I had no idea why I get LOAD_FAILED so I decided to use get-status API to see what errors caused the load failure and got this:

curl -X GET 'endpoint:port/loader/411ee078-3c44-4620-85ac-e22ef5466bbb?details=true&errors=true'
{
"status" : "200 OK",
"payload" : {
    "feedCount" : [
        {
            "LOAD_FAILED" : 1
        }
    ],
    "overallStatus" : {
        "fullUri" : "s3://source.csv",
        "runNumber" : 1,
        "retryNumber" : 1,
        "status" : "LOAD_FAILED",
        "totalTimeSpent" : 4,
        "startTime" : 1617653964,
        "totalRecords" : 10500,
        "totalDuplicates" : 0,
        "parsingErrors" : 0,
        "datatypeMismatchErrors" : 0,
        "insertErrors" : 10500
    },
    "failedFeeds" : [
        {
            "fullUri" : "s3://source.csv",
            "runNumber" : 1,
            "retryNumber" : 1,
            "status" : "LOAD_FAILED",
            "totalTimeSpent" : 1,
            "startTime" : 1617653967,
            "totalRecords" : 10500,
            "totalDuplicates" : 0,
            "parsingErrors" : 0,
            "datatypeMismatchErrors" : 0,
            "insertErrors" : 10500
        }
    ],
    "errors" : {
        "startIndex" : 1,
        "endIndex" : 10,
        "loadId" : "411ee078-3c44-4620-85ac-e22ef5466bbb",
        "errorLogs" : [
            {
                "errorCode" : "FROM_OR_TO_VERTEX_ARE_MISSING",
                "errorMessage" : "Either from vertex, '1414', or to vertex, '70', is not present.",
                "fileName" : "s3://source.csv",
                "recordNum" : 0
            },

What does this error even mean and what is the possible fix?


Solution

  • It looks as if you were trying to load some edges.
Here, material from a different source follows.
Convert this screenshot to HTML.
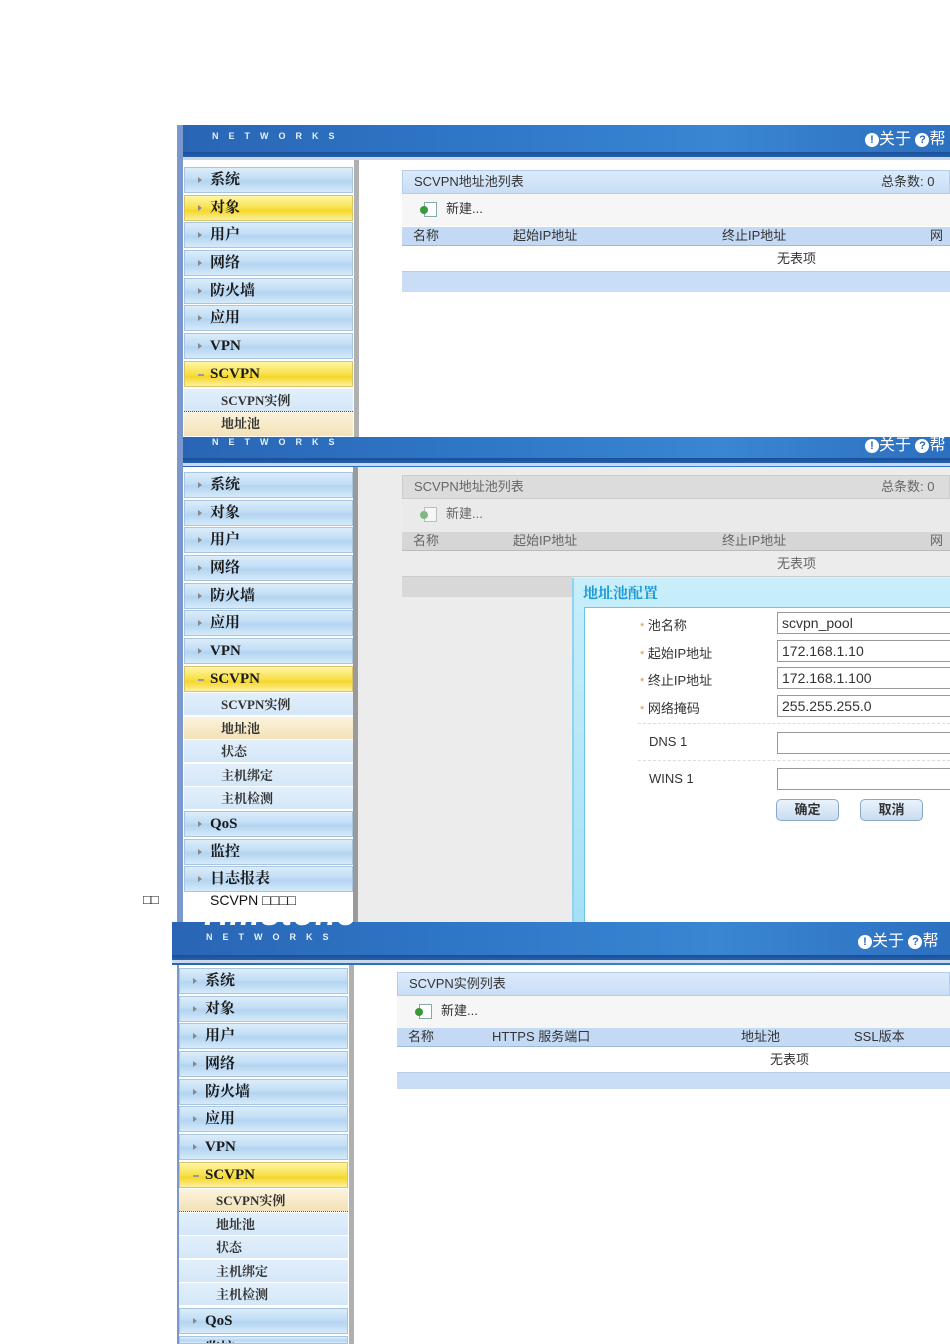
<!DOCTYPE html>
<html style="height:1344px;overflow:hidden"><head><meta charset="utf-8"><style>
*{margin:0;padding:0;box-sizing:border-box}
body{width:950px;height:1344px;background:#fff;position:relative;overflow:hidden;font-family:"Liberation Sans","Noto Sans CJK SC",sans-serif;font-size:13px;color:#222}
.a{position:absolute}
.hdr{position:absolute;background:linear-gradient(90deg,#2a65b5,#2f78c8 40%,#3a86d2 70%,#2c70c0);overflow:hidden}
.hdr .band{position:absolute;left:0;right:0;height:5px;background:linear-gradient(#1a4f99,#2760ab)}
.hdr .ln{position:absolute;left:0;right:0;height:3px;background:#c9d9ec}
.logo{position:absolute;color:#fff;font:italic bold 34px "Liberation Sans",sans-serif;letter-spacing:1px}
.nw{position:absolute;color:#e8f0fa;font:bold 9px "Liberation Sans",sans-serif;letter-spacing:10px}
.tr{position:absolute;color:#fff;font-size:16px;white-space:nowrap}
.tr b{display:inline-block;width:14px;height:14px;border-radius:50%;background:#fff;color:#2a66b8;font-size:11px;text-align:center;line-height:14px;vertical-align:1px}
.strip{position:absolute;background:#7b98cc}
.it{position:absolute;width:169px;height:26px;background:linear-gradient(#dcedfa,#c0ddf5 45%,#b3d4f1 55%,#d6eaf9);border:1px solid #a7c5e0;font-weight:bold;font-size:15px;line-height:24px;padding-left:25px;color:#1a1a1a;font-family:"Liberation Serif","Noto Serif CJK SC",serif}
.it:before{content:"";position:absolute;left:13px;top:9px;border-left:4px solid #888;border-top:3px solid transparent;border-bottom:3px solid transparent}
.y{background:linear-gradient(#fff6a6,#f8e04a 50%,#f5d628 60%,#fdf0a0);border-color:#d9c46a}
.y.dn:before{border:none;width:6px;height:2px;background:#999;top:12px}
.sub{position:absolute;width:169px;height:23px;background:linear-gradient(#e2effb,#d4e7f8);border-bottom:1px solid #fff;font-weight:bold;font-size:13px;line-height:23px;padding-left:37px;color:#333;font-family:"Liberation Serif","Noto Serif CJK SC",serif}
.hl{background:linear-gradient(#fbf3dc,#f3e2b8)}
.sb{position:absolute;width:5px;background:#9a9a9a}
.tt{position:absolute;background:linear-gradient(#dbeafb,#c9def6);border:1px solid #b6cde9;font-size:13px;line-height:22px;padding-left:11px;color:#333}
.tb{position:absolute;background:#f6f6f6;font-size:13px;line-height:30px;padding-left:44px;color:#333}
.ic{position:absolute;left:22px;top:8px;width:13px;height:15px;border:1px solid #8aa;background:#fff}
.ic:before{content:"";position:absolute;left:-5px;top:3px;width:8px;height:8px;background:#3a9a3a;border-radius:50%}
.th{position:absolute;background:#c4daf4;border-bottom:1px solid #9fb9d8;font-size:13px;line-height:18px;color:#333}
.th span,.rw span{position:absolute}
.rw{position:absolute;background:#fff;border-bottom:1px solid #b6cde9;font-size:13px;line-height:26px;color:#333}
.ft{position:absolute;background:#c9def6}
.lab{position:absolute;font-size:13px;color:#333}
.lab i{color:#c8a040;font-style:normal;font-size:11px}
.inp{position:absolute;height:22px;border:1px solid #999;border-right:none;background:#fff;font-size:14px;line-height:20px;padding-left:4px;color:#333}
.dash{position:absolute;height:0;border-top:1px dashed #ddd}
.btn{position:absolute;width:63px;height:22px;border:1px solid #88a8c8;border-radius:5px;background:linear-gradient(#eaf3fc,#c9dcef);font-weight:bold;font-size:13px;text-align:center;line-height:20px;color:#333}
</style></head><body>

<!-- PANEL 1 -->
<div class="strip" style="left:177px;top:125px;width:6px;height:312px"></div>
<div class="hdr" style="left:183px;top:125px;width:767px;height:35px">
  <div class="logo" style="left:28px;top:-33px">Hillstone</div>
  <div class="nw" style="left:29px;top:6px">NETWORKS</div>
  <div class="tr" style="left:682px;top:0px"><b>!</b>关于 <b>?</b>帮</div>
  <div class="band" style="top:27px"></div><div class="ln" style="top:32px"></div>
</div>
<div class="it" style="left:184px;top:167px">系统</div>
<div class="it y" style="left:184px;top:195px">对象</div>
<div class="it" style="left:184px;top:222px">用户</div>
<div class="it" style="left:184px;top:250px">网络</div>
<div class="it" style="left:184px;top:278px">防火墙</div>
<div class="it" style="left:184px;top:305px">应用</div>
<div class="it" style="left:184px;top:333px">VPN</div>
<div class="it y dn" style="left:184px;top:361px">SCVPN</div>
<div class="sub" style="left:184px;top:389px;border-bottom:1px dotted #555">SCVPN实例</div>
<div class="sub hl" style="left:184px;top:412px;height:25px">地址池</div>
<div class="sb" style="left:354px;top:160px;height:277px;background:#b0b0b0"></div>
<div class="tt" style="left:402px;top:170px;width:548px;height:24px">SCVPN地址池列表<span class="a" style="left:478px">总条数: 0 &nbsp;每</span></div>
<div class="tb" style="left:402px;top:194px;width:548px;height:32px"><div class="ic"></div>新建...</div>
<div class="th" style="left:402px;top:227px;width:548px;height:19px"><span style="left:11px">名称</span><span style="left:111px">起始IP地址</span><span style="left:320px">终止IP地址</span><span style="left:528px">网络</span></div>
<div class="rw" style="left:402px;top:246px;width:548px;height:26px"><span style="left:375px">无表项</span></div>
<div class="ft" style="left:402px;top:272px;width:548px;height:20px"></div>

<!-- PANEL 2 -->
<div class="strip" style="left:177px;top:437px;width:6px;height:485px"></div>
<div class="hdr" style="left:183px;top:437px;width:767px;height:30px">
  <div class="nw" style="left:29px;top:0px">NETWORKS</div>
  <div class="tr" style="left:682px;top:-6px"><b>!</b>关于 <b>?</b>帮</div>
  <div class="band" style="top:21px"></div><div class="ln" style="top:26px"></div>
</div>
<div class="a" style="left:357px;top:467px;width:593px;height:455px;background:#ececec"></div>
<div class="it" style="left:184px;top:472px">系统</div>
<div class="it" style="left:184px;top:500px">对象</div>
<div class="it" style="left:184px;top:527px">用户</div>
<div class="it" style="left:184px;top:555px">网络</div>
<div class="it" style="left:184px;top:583px">防火墙</div>
<div class="it" style="left:184px;top:610px">应用</div>
<div class="it" style="left:184px;top:638px">VPN</div>
<div class="it y dn" style="left:184px;top:666px">SCVPN</div>
<div class="sub" style="left:184px;top:693px">SCVPN实例</div>
<div class="sub hl" style="left:184px;top:717px">地址池</div>
<div class="sub" style="left:184px;top:740px">状态</div>
<div class="sub" style="left:184px;top:764px">主机绑定</div>
<div class="sub" style="left:184px;top:787px">主机检测</div>
<div class="it" style="left:184px;top:811px">QoS</div>
<div class="it" style="left:184px;top:839px">监控</div>
<div class="it" style="left:184px;top:866px">日志报表</div>
<div class="a" style="left:210px;top:892px;font-size:14px;color:#111">SCVPN □□□□</div>
<div class="a" style="left:143px;top:892px;font-size:13px;color:#111">□□</div>
<div class="sb" style="left:353px;top:467px;height:455px"></div>
<div class="tt" style="left:402px;top:475px;width:548px;height:24px;background:#dcdcdc;border-color:#ccc;color:#666">SCVPN地址池列表<span class="a" style="left:478px">总条数: 0 &nbsp;每</span></div>
<div class="tb" style="left:402px;top:499px;width:548px;height:32px;background:#eaeaea;color:#666"><div class="ic" style="opacity:.6"></div>新建...</div>
<div class="th" style="left:402px;top:532px;width:548px;height:19px;background:#d6d6d6;border-color:#bbb;color:#666"><span style="left:11px">名称</span><span style="left:111px">起始IP地址</span><span style="left:320px">终止IP地址</span><span style="left:528px">网络</span></div>
<div class="rw" style="left:402px;top:551px;width:548px;height:26px;background:#ececec;border-color:#ccc;color:#666"><span style="left:375px">无表项</span></div>
<div class="ft" style="left:402px;top:577px;width:170px;height:20px;background:#d8d8d8"></div>
<!-- dialog -->
<div class="a" style="left:572px;top:578px;width:378px;height:344px;background:linear-gradient(#c8eefa,#a6e0f6);border-left:2px solid #8fd3f0"></div>
<div class="a" style="left:583px;top:582px;font-size:15px;font-weight:bold;color:#1e9ad6;font-family:'Liberation Serif','Noto Serif CJK SC',serif">地址池配置</div>
<div class="a" style="left:584px;top:607px;width:366px;height:315px;background:#fff;border:1px solid #6cc4e6;border-right:none;border-bottom:none"></div>
<div class="lab" style="left:640px;top:615px"><i>*</i> 池名称</div>
<div class="lab" style="left:640px;top:643px"><i>*</i> 起始IP地址</div>
<div class="lab" style="left:640px;top:670px"><i>*</i> 终止IP地址</div>
<div class="lab" style="left:640px;top:698px"><i>*</i> 网络掩码</div>
<div class="lab" style="left:649px;top:734px">DNS 1</div>
<div class="lab" style="left:649px;top:771px">WINS 1</div>
<div class="inp" style="left:777px;top:612px;width:173px">scvpn_pool</div>
<div class="inp" style="left:777px;top:640px;width:173px">172.168.1.10</div>
<div class="inp" style="left:777px;top:667px;width:173px">172.168.1.100</div>
<div class="inp" style="left:777px;top:695px;width:173px">255.255.255.0</div>
<div class="dash" style="left:638px;top:723px;width:312px"></div>
<div class="inp" style="left:777px;top:732px;width:173px"></div>
<div class="dash" style="left:638px;top:760px;width:312px"></div>
<div class="inp" style="left:777px;top:768px;width:173px"></div>
<div class="btn" style="left:776px;top:799px">确定</div>
<div class="btn" style="left:860px;top:799px">取消</div>

<!-- PANEL 3 -->
<div class="hdr" style="left:172px;top:922px;width:778px;height:43px">
  <div class="logo" style="left:32px;top:-27px">Hillstone</div>
  <div class="nw" style="left:34px;top:10px">NETWORKS</div>
  <div class="tr" style="left:686px;top:5px"><b>!</b>关于 <b>?</b>帮</div>
  <div class="band" style="top:33px"></div><div class="ln" style="top:38px"></div>
</div>
<div class="strip" style="left:177px;top:965px;width:2px;height:379px"></div>
<div class="it" style="left:179px;top:968px">系统</div>
<div class="it" style="left:179px;top:996px">对象</div>
<div class="it" style="left:179px;top:1023px">用户</div>
<div class="it" style="left:179px;top:1051px">网络</div>
<div class="it" style="left:179px;top:1079px">防火墙</div>
<div class="it" style="left:179px;top:1106px">应用</div>
<div class="it" style="left:179px;top:1134px">VPN</div>
<div class="it y dn" style="left:179px;top:1162px">SCVPN</div>
<div class="sub hl" style="left:179px;top:1189px;border-bottom:1px dotted #555">SCVPN实例</div>
<div class="sub" style="left:179px;top:1213px">地址池</div>
<div class="sub" style="left:179px;top:1236px">状态</div>
<div class="sub" style="left:179px;top:1260px">主机绑定</div>
<div class="sub" style="left:179px;top:1283px">主机检测</div>
<div class="it" style="left:179px;top:1308px">QoS</div>
<div class="it" style="left:179px;top:1336px;height:8px;overflow:hidden">监控</div>
<div class="sb" style="left:349px;top:965px;height:379px;background:#b0b0b0"></div>
<div class="tt" style="left:397px;top:972px;width:553px;height:24px">SCVPN实例列表</div>
<div class="tb" style="left:397px;top:996px;width:553px;height:32px"><div class="ic"></div>新建...</div>
<div class="th" style="left:397px;top:1028px;width:553px;height:19px"><span style="left:11px">名称</span><span style="left:95px">HTTPS 服务端口</span><span style="left:344px">地址池</span><span style="left:457px">SSL版本</span></div>
<div class="rw" style="left:397px;top:1047px;width:553px;height:26px"><span style="left:373px">无表项</span></div>
<div class="ft" style="left:397px;top:1073px;width:553px;height:16px"></div>
</body></html>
When an edge is loaded, the two vertices that the edge will be connecting must already have been loaded/created. The message:

    "errorMessage" : "Either from vertex, '1414', or to vertex, '70',is not present.",
    

    is letting you know that one (or both) of the vertices with ID values of '1414' and '70' are missing. All vertices referenced by a CSV file containing edges must already exist (have been created or loaded) prior to loading edges that reference them. If the CSV files for vertices and edges are in the same S3 location then the bulk loader can figure out the order to load them in. If you just ask the loader to load a file containing edges but the vertices are not yet loaded, you will get an error like the one you shared.